Written exercise:
Using the data below, repeat all of it precisely.

****************************************

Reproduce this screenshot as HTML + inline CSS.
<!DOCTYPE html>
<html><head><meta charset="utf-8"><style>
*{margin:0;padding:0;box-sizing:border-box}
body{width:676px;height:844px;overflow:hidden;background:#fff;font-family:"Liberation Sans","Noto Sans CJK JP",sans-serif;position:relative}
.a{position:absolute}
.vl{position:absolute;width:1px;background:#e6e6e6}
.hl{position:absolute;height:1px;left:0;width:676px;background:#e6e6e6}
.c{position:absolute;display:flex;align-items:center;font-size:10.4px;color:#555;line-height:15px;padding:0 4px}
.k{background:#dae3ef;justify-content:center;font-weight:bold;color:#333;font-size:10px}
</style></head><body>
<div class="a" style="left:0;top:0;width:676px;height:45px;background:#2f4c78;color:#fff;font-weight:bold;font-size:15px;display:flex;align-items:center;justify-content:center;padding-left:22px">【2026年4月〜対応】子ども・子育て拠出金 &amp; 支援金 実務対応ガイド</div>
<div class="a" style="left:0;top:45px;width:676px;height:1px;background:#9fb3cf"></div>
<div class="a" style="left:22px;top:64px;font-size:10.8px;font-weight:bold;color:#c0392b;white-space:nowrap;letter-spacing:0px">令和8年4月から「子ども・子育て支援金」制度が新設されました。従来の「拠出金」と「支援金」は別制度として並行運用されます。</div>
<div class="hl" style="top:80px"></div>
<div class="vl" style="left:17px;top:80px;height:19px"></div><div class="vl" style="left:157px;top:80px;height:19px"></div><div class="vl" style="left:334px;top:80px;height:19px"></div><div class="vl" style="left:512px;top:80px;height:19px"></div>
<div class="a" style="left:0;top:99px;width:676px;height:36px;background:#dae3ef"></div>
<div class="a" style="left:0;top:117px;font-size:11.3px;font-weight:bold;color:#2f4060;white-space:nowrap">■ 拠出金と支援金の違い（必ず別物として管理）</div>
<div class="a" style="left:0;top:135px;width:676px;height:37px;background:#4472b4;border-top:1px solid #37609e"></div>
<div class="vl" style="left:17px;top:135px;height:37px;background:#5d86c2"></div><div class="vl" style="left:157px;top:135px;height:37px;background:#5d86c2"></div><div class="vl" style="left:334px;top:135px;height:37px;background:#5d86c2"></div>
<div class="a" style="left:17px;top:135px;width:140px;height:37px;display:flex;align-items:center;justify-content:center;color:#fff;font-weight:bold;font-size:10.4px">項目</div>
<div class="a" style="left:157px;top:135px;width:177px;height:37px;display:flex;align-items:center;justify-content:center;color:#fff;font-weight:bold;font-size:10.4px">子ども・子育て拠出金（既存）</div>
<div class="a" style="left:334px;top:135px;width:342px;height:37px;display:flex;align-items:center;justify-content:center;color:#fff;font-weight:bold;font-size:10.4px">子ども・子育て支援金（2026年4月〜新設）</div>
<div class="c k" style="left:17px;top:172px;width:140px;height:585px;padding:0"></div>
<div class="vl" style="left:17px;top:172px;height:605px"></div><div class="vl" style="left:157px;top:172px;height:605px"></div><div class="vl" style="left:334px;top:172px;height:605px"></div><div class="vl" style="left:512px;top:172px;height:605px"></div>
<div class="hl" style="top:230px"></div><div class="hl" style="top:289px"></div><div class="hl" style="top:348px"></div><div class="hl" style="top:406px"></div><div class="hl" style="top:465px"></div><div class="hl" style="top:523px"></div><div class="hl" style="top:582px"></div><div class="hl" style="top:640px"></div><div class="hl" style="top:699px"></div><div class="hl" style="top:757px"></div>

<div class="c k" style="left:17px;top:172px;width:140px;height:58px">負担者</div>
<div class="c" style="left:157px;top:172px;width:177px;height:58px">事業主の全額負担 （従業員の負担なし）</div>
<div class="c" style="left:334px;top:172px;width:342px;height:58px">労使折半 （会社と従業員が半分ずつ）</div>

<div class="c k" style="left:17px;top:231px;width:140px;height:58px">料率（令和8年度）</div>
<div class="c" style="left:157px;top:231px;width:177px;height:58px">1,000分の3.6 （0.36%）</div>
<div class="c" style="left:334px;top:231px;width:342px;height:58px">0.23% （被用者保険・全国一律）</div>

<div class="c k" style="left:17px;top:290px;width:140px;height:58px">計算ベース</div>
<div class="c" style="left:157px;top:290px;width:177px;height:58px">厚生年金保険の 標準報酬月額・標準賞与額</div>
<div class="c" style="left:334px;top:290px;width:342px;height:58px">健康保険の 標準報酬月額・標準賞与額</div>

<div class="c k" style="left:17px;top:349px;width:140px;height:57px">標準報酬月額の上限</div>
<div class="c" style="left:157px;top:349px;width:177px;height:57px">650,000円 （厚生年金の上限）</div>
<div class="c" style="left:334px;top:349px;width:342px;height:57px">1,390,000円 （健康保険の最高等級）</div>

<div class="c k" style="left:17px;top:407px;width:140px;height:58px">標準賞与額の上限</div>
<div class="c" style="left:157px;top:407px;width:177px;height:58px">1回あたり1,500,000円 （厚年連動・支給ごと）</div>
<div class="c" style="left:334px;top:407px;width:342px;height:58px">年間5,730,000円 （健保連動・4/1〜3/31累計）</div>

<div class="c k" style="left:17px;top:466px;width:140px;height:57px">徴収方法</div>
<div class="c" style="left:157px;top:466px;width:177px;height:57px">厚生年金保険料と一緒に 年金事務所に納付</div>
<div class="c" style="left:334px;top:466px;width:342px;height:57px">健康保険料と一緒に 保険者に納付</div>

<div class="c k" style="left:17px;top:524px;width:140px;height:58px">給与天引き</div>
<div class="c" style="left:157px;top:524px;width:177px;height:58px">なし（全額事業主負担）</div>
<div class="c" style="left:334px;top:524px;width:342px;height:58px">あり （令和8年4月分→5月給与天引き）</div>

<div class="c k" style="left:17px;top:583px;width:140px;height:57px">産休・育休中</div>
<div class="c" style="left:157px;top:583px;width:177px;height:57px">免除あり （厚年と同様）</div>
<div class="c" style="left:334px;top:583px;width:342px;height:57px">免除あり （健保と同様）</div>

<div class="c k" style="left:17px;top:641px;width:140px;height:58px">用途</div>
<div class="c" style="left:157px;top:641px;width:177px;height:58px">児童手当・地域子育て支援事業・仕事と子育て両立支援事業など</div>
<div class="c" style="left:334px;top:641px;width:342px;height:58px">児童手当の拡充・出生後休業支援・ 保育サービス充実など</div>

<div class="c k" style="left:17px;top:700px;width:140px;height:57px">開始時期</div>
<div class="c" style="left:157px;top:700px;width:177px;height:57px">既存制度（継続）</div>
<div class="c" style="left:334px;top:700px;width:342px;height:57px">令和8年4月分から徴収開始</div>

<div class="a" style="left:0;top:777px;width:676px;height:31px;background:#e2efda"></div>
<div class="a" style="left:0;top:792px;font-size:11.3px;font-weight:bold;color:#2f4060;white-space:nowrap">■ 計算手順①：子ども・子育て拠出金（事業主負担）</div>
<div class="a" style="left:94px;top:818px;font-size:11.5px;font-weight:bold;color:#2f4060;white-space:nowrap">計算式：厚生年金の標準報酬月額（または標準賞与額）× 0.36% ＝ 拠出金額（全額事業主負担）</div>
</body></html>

****************************************

Reply:
Reproduce this screenshot as HTML + inline CSS.
<!DOCTYPE html>
<html><head><meta charset="utf-8"><style>
*{margin:0;padding:0;box-sizing:border-box}
body{width:676px;height:844px;overflow:hidden;background:#fff;font-family:"Liberation Sans","Noto Sans CJK JP",sans-serif;position:relative}
.a{position:absolute}
.vl{position:absolute;width:1px;background:#e6e6e6}
.hl{position:absolute;height:1px;left:0;width:676px;background:#e6e6e6}
.c{position:absolute;display:flex;align-items:center;font-size:10.4px;color:#555;line-height:15px;padding:0 4px}
.k{background:#dae3ef;justify-content:center;font-weight:bold;color:#333;font-size:10px}
</style></head><body>
<div class="a" style="left:0;top:0;width:676px;height:45px;background:#2f4c78;color:#fff;font-weight:bold;font-size:15px;display:flex;align-items:center;justify-content:center;padding-left:22px">【2026年4月〜対応】子ども・子育て拠出金 &amp; 支援金 実務対応ガイド</div>
<div class="a" style="left:0;top:45px;width:676px;height:1px;background:#9fb3cf"></div>
<div class="a" style="left:22px;top:64px;font-size:10.8px;font-weight:bold;color:#c0392b;white-space:nowrap;letter-spacing:0px">令和8年4月から「子ども・子育て支援金」制度が新設されました。従来の「拠出金」と「支援金」は別制度として並行運用されます。</div>
<div class="hl" style="top:80px"></div>
<div class="vl" style="left:17px;top:80px;height:19px"></div><div class="vl" style="left:157px;top:80px;height:19px"></div><div class="vl" style="left:334px;top:80px;height:19px"></div><div class="vl" style="left:512px;top:80px;height:19px"></div>
<div class="a" style="left:0;top:99px;width:676px;height:36px;background:#dae3ef"></div>
<div class="a" style="left:0;top:117px;font-size:11.3px;font-weight:bold;color:#2f4060;white-space:nowrap">■ 拠出金と支援金の違い（必ず別物として管理）</div>
<div class="a" style="left:0;top:135px;width:676px;height:37px;background:#4472b4;border-top:1px solid #37609e"></div>
<div class="vl" style="left:17px;top:135px;height:37px;background:#5d86c2"></div><div class="vl" style="left:157px;top:135px;height:37px;background:#5d86c2"></div><div class="vl" style="left:334px;top:135px;height:37px;background:#5d86c2"></div>
<div class="a" style="left:17px;top:135px;width:140px;height:37px;display:flex;align-items:center;justify-content:center;color:#fff;font-weight:bold;font-size:10.4px">項目</div>
<div class="a" style="left:157px;top:135px;width:177px;height:37px;display:flex;align-items:center;justify-content:center;color:#fff;font-weight:bold;font-size:10.4px">子ども・子育て拠出金（既存）</div>
<div class="a" style="left:334px;top:135px;width:342px;height:37px;display:flex;align-items:center;justify-content:center;color:#fff;font-weight:bold;font-size:10.4px">子ども・子育て支援金（2026年4月〜新設）</div>
<div class="c k" style="left:17px;top:172px;width:140px;height:585px;padding:0"></div>
<div class="vl" style="left:17px;top:172px;height:605px"></div><div class="vl" style="left:157px;top:172px;height:605px"></div><div class="vl" style="left:334px;top:172px;height:605px"></div><div class="vl" style="left:512px;top:172px;height:605px"></div>
<div class="hl" style="top:230px"></div><div class="hl" style="top:289px"></div><div class="hl" style="top:348px"></div><div class="hl" style="top:406px"></div><div class="hl" style="top:465px"></div><div class="hl" style="top:523px"></div><div class="hl" style="top:582px"></div><div class="hl" style="top:640px"></div><div class="hl" style="top:699px"></div><div class="hl" style="top:757px"></div>

<div class="c k" style="left:17px;top:172px;width:140px;height:58px">負担者</div>
<div class="c" style="left:157px;top:172px;width:177px;height:58px">事業主の全額負担 （従業員の負担なし）</div>
<div class="c" style="left:334px;top:172px;width:342px;height:58px">労使折半 （会社と従業員が半分ずつ）</div>

<div class="c k" style="left:17px;top:231px;width:140px;height:58px">料率（令和8年度）</div>
<div class="c" style="left:157px;top:231px;width:177px;height:58px">1,000分の3.6 （0.36%）</div>
<div class="c" style="left:334px;top:231px;width:342px;height:58px">0.23% （被用者保険・全国一律）</div>

<div class="c k" style="left:17px;top:290px;width:140px;height:58px">計算ベース</div>
<div class="c" style="left:157px;top:290px;width:177px;height:58px">厚生年金保険の 標準報酬月額・標準賞与額</div>
<div class="c" style="left:334px;top:290px;width:342px;height:58px">健康保険の 標準報酬月額・標準賞与額</div>

<div class="c k" style="left:17px;top:349px;width:140px;height:57px">標準報酬月額の上限</div>
<div class="c" style="left:157px;top:349px;width:177px;height:57px">650,000円 （厚生年金の上限）</div>
<div class="c" style="left:334px;top:349px;width:342px;height:57px">1,390,000円 （健康保険の最高等級）</div>

<div class="c k" style="left:17px;top:407px;width:140px;height:58px">標準賞与額の上限</div>
<div class="c" style="left:157px;top:407px;width:177px;height:58px">1回あたり1,500,000円 （厚年連動・支給ごと）</div>
<div class="c" style="left:334px;top:407px;width:342px;height:58px">年間5,730,000円 （健保連動・4/1〜3/31累計）</div>

<div class="c k" style="left:17px;top:466px;width:140px;height:57px">徴収方法</div>
<div class="c" style="left:157px;top:466px;width:177px;height:57px">厚生年金保険料と一緒に 年金事務所に納付</div>
<div class="c" style="left:334px;top:466px;width:342px;height:57px">健康保険料と一緒に 保険者に納付</div>

<div class="c k" style="left:17px;top:524px;width:140px;height:58px">給与天引き</div>
<div class="c" style="left:157px;top:524px;width:177px;height:58px">なし（全額事業主負担）</div>
<div class="c" style="left:334px;top:524px;width:342px;height:58px">あり （令和8年4月分→5月給与天引き）</div>

<div class="c k" style="left:17px;top:583px;width:140px;height:57px">産休・育休中</div>
<div class="c" style="left:157px;top:583px;width:177px;height:57px">免除あり （厚年と同様）</div>
<div class="c" style="left:334px;top:583px;width:342px;height:57px">免除あり （健保と同様）</div>

<div class="c k" style="left:17px;top:641px;width:140px;height:58px">用途</div>
<div class="c" style="left:157px;top:641px;width:177px;height:58px">児童手当・地域子育て支援事業・仕事と子育て両立支援事業など</div>
<div class="c" style="left:334px;top:641px;width:342px;height:58px">児童手当の拡充・出生後休業支援・ 保育サービス充実など</div>

<div class="c k" style="left:17px;top:700px;width:140px;height:57px">開始時期</div>
<div class="c" style="left:157px;top:700px;width:177px;height:57px">既存制度（継続）</div>
<div class="c" style="left:334px;top:700px;width:342px;height:57px">令和8年4月分から徴収開始</div>

<div class="a" style="left:0;top:777px;width:676px;height:31px;background:#e2efda"></div>
<div class="a" style="left:0;top:792px;font-size:11.3px;font-weight:bold;color:#2f4060;white-space:nowrap">■ 計算手順①：子ども・子育て拠出金（事業主負担）</div>
<div class="a" style="left:94px;top:818px;font-size:11.5px;font-weight:bold;color:#2f4060;white-space:nowrap">計算式：厚生年金の標準報酬月額（または標準賞与額）× 0.36% ＝ 拠出金額（全額事業主負担）</div>
</body></html>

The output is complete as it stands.